**Written task:** Wherever a line below holds the word "index", copy that line.

--- begin Information provided ---

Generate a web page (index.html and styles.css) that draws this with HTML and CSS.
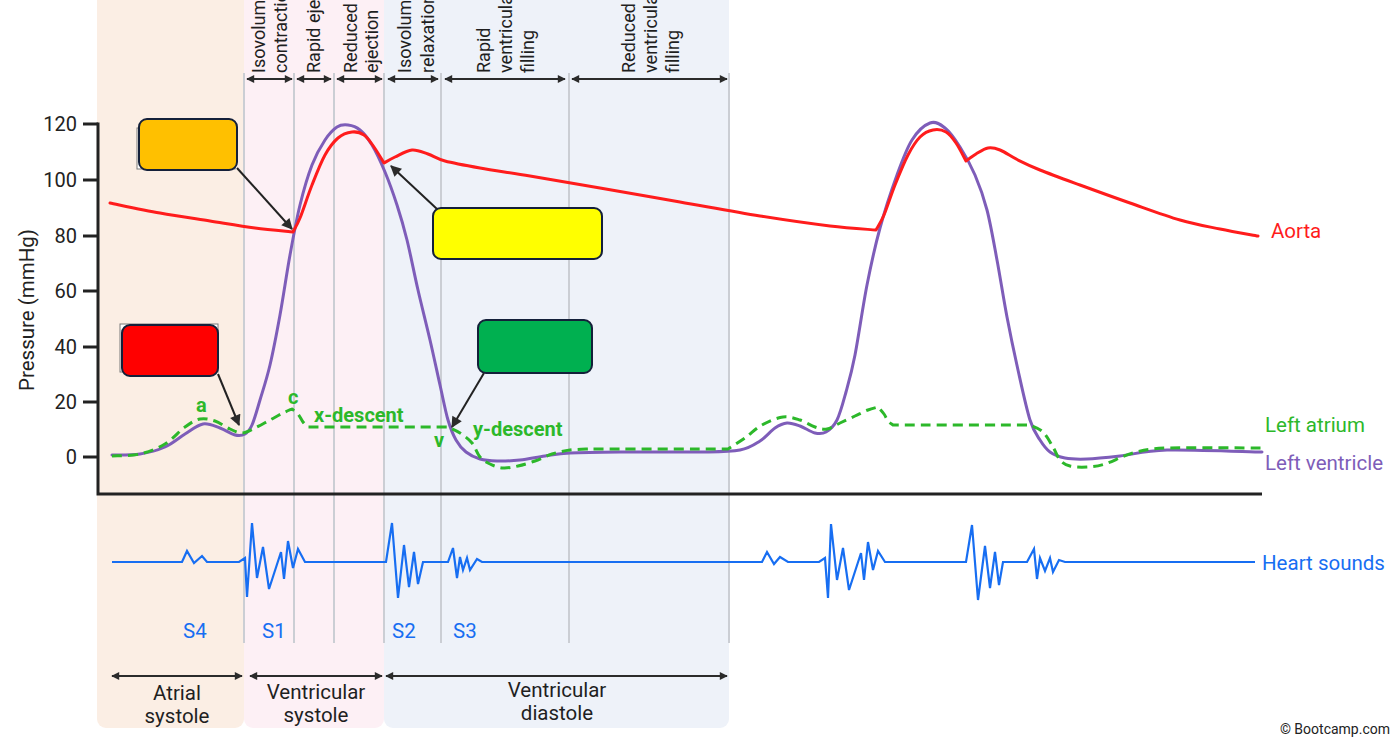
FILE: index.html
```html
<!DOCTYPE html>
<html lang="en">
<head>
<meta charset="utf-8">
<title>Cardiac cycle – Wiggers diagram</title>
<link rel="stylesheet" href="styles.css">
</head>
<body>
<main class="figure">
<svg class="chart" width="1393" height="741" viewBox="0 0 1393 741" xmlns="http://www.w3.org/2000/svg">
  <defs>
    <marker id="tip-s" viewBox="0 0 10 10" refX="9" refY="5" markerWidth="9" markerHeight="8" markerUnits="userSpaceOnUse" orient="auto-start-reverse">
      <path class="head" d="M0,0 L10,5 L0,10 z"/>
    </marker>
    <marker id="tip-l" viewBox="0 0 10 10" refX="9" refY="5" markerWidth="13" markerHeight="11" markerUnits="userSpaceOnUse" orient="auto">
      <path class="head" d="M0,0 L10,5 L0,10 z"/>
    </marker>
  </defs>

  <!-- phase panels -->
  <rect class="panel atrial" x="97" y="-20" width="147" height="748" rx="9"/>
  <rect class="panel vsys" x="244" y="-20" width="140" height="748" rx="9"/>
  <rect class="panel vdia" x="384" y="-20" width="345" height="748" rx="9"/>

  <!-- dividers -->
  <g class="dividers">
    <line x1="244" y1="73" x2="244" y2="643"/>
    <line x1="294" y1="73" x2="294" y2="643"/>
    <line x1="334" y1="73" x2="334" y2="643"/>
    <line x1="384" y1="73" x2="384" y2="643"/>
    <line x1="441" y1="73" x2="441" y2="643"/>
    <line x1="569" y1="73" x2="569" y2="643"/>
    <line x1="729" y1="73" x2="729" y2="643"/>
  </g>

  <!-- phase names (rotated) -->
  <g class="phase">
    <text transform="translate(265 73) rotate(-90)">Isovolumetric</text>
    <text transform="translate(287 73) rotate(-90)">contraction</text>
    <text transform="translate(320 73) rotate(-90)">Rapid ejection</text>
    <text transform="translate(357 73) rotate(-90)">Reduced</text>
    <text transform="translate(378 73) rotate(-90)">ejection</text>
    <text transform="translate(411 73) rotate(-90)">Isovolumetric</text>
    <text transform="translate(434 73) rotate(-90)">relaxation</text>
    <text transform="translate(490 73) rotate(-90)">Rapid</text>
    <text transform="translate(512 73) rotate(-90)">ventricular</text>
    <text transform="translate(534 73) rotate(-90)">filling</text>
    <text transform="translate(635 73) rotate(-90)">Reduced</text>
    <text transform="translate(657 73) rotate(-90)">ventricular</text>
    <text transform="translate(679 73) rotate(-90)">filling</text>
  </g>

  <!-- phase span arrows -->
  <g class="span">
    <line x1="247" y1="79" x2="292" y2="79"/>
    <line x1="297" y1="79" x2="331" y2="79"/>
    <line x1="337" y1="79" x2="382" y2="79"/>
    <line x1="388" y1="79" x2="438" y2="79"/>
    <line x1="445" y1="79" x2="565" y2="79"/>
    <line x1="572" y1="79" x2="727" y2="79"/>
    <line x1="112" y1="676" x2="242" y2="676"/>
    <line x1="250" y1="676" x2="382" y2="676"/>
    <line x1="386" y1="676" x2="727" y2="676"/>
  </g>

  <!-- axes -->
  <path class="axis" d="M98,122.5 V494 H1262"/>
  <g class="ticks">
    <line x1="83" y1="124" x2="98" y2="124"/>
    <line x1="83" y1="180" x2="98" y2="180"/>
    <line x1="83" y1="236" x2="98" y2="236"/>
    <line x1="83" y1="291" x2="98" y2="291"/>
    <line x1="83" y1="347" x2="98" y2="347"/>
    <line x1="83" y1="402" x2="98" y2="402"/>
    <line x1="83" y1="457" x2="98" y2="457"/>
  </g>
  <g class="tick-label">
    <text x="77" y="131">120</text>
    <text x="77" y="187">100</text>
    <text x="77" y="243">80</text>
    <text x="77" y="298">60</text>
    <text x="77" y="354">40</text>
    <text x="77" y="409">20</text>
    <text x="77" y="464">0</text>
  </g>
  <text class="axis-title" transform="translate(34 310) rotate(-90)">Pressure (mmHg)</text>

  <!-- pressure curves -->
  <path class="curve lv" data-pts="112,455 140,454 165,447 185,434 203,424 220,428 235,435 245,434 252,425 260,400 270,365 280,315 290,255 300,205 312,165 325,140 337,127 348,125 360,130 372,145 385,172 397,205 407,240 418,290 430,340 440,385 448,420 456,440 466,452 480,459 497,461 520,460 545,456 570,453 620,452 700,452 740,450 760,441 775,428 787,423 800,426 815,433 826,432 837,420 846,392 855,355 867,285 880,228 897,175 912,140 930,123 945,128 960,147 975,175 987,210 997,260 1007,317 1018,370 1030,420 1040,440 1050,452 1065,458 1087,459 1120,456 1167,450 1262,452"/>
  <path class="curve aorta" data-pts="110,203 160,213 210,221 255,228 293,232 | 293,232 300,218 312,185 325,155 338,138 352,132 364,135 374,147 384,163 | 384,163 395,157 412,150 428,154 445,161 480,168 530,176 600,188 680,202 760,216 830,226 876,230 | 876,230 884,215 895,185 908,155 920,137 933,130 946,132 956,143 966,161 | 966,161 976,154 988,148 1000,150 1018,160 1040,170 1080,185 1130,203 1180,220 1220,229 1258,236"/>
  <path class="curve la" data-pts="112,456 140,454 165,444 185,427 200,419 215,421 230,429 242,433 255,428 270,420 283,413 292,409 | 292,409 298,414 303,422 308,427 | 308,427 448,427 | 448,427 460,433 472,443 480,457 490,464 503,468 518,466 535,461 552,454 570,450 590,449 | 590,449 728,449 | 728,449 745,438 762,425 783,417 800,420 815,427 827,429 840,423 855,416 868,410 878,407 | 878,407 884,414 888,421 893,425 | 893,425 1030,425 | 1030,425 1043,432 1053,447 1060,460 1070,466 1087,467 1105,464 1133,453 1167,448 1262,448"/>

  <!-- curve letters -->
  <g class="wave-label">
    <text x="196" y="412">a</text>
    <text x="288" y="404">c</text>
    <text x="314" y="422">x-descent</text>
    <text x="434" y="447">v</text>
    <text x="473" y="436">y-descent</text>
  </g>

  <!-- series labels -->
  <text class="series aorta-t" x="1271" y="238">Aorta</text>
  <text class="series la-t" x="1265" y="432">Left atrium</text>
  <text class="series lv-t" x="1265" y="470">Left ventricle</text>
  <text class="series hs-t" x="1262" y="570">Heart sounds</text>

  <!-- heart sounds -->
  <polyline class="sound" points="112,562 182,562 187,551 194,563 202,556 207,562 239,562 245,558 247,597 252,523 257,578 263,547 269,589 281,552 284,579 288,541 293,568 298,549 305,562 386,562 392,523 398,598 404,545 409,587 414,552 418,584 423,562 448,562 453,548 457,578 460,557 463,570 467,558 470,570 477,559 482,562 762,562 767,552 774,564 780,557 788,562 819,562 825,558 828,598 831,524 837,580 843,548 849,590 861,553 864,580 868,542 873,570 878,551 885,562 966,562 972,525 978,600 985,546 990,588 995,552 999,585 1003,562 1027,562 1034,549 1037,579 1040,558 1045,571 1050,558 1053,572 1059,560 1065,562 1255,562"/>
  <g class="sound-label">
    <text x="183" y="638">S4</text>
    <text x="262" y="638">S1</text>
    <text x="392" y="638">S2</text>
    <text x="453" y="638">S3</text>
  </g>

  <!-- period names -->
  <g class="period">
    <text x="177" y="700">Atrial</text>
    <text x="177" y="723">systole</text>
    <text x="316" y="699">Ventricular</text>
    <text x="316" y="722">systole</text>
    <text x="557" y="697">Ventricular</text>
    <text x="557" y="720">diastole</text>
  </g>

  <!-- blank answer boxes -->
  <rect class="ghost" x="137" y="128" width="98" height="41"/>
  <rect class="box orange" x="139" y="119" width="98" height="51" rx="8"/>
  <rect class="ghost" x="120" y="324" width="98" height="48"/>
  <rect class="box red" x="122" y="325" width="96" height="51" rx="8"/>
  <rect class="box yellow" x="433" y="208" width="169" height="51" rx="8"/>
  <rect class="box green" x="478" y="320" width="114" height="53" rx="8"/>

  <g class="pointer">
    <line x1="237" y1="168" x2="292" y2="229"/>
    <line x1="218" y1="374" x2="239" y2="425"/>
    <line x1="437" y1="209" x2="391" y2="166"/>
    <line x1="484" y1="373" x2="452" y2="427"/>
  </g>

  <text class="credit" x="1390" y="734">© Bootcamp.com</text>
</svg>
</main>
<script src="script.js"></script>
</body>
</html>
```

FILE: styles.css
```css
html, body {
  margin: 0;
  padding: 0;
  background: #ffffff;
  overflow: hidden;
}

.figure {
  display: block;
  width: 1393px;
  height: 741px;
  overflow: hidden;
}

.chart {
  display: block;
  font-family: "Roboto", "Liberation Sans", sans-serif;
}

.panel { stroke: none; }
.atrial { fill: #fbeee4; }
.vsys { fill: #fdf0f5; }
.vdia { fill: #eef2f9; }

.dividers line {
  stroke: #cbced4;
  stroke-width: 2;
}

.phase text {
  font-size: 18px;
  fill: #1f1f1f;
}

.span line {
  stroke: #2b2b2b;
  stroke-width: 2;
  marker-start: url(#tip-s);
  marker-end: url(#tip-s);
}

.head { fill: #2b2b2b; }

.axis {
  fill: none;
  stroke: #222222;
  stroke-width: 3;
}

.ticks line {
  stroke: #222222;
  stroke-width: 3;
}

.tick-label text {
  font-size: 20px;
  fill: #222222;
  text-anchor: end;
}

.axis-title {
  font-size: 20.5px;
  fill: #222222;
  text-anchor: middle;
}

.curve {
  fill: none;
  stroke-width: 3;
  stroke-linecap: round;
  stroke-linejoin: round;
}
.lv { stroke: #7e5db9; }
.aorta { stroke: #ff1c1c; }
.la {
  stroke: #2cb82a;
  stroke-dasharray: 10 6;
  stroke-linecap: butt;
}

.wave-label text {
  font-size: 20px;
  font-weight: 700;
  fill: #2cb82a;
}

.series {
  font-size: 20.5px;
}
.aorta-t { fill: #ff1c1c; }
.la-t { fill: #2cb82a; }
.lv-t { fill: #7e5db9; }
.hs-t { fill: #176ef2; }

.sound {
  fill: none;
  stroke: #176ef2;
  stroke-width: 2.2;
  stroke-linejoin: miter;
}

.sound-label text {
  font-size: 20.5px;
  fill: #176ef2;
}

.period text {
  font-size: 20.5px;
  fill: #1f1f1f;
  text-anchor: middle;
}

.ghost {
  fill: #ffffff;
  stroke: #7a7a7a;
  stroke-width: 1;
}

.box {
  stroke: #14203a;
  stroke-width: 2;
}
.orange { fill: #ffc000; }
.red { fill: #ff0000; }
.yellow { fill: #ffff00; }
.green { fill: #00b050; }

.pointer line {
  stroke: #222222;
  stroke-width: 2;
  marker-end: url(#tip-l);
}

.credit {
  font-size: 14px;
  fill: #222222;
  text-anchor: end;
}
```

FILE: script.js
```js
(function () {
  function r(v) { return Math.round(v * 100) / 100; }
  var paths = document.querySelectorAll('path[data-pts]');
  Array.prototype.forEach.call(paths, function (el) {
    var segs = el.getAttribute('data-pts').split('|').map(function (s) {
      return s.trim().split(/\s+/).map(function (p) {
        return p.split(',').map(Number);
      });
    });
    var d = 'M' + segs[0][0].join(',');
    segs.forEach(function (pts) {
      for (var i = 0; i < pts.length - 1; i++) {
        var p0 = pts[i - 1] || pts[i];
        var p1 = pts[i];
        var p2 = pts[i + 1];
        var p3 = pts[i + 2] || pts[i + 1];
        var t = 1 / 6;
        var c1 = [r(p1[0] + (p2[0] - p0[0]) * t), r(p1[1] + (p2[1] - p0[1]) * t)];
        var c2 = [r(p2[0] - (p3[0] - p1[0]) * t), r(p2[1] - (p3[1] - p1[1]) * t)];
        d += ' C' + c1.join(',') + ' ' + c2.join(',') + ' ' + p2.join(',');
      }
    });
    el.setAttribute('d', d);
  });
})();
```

--- end Information provided ---

**Result of this exercise:**
Generate a web page (index.html and styles.css) that draws this with HTML and CSS.
FILE: index.html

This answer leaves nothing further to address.